Vertical Limit was undoubtedly a very difficult film to shoot, and stands as a technical achievement of sorts. The movie was shot at 10,000 feet above sea level on Mt. Cook in the Southern Alps of New Zealand, and does a very convincing job for the most part of placing an audience smack in the middle of cold high altitude terrain. Apart from a few obviously fake snowflakes and a jerky computer generated avalanche scene, Vertical Limit sets up strikingly real mountain elements of glaciers, steep terrain, and stormy conditions.

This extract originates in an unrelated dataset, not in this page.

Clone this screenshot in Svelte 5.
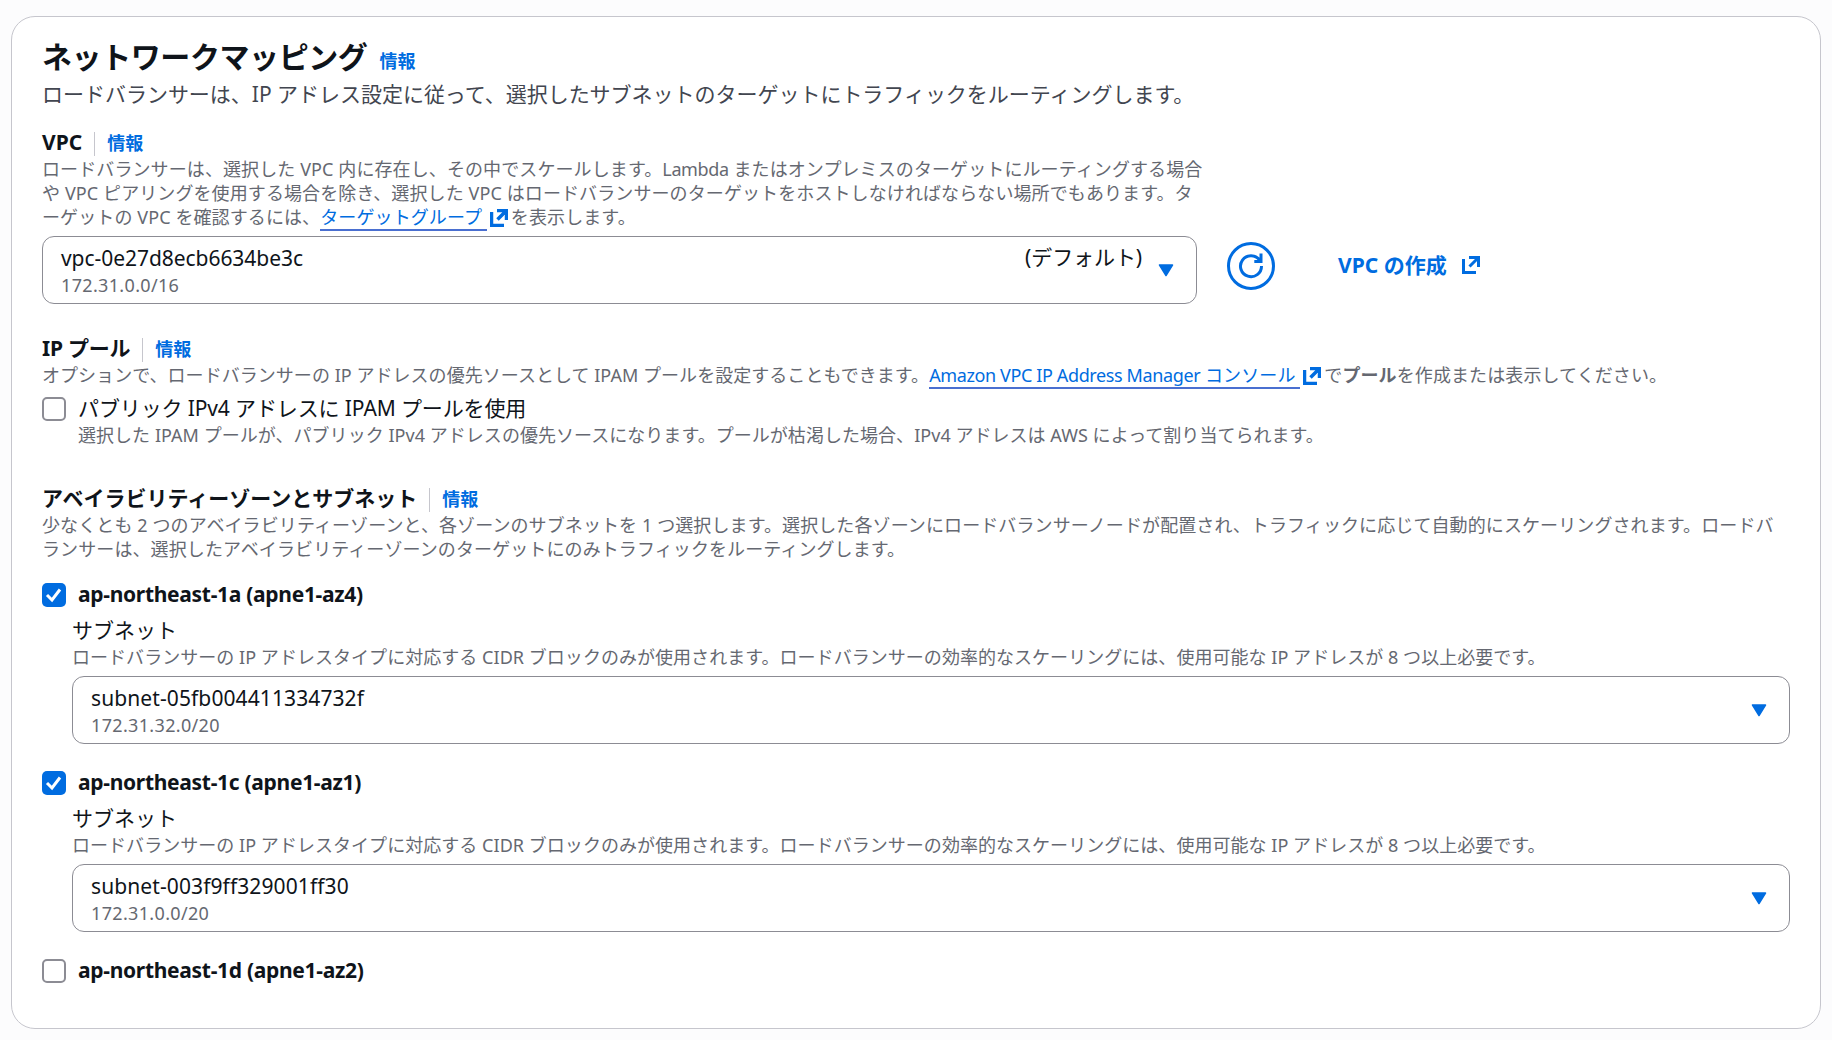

But all of the well-observed details in the world can’t redeem Vertical Limit for its penchant for explosions. I dare say that if the screenwriters had done away with any and all explosions (i.e. no nitroglycerine), it would have improved the movie by fifty percent. It still wouldn’t get rid of dumb stock sub-plot characters, like the French-Canadian bimbo Monique (Izabella Scorupco) or the hermit-man, Montgomery Wick (Scott Glenn), but at least there wouldn’t be so much flag-waving announcing: action movie in progress. If you like to get beat on the head with "action," Vertical Limit doesn’t know when or why to quit.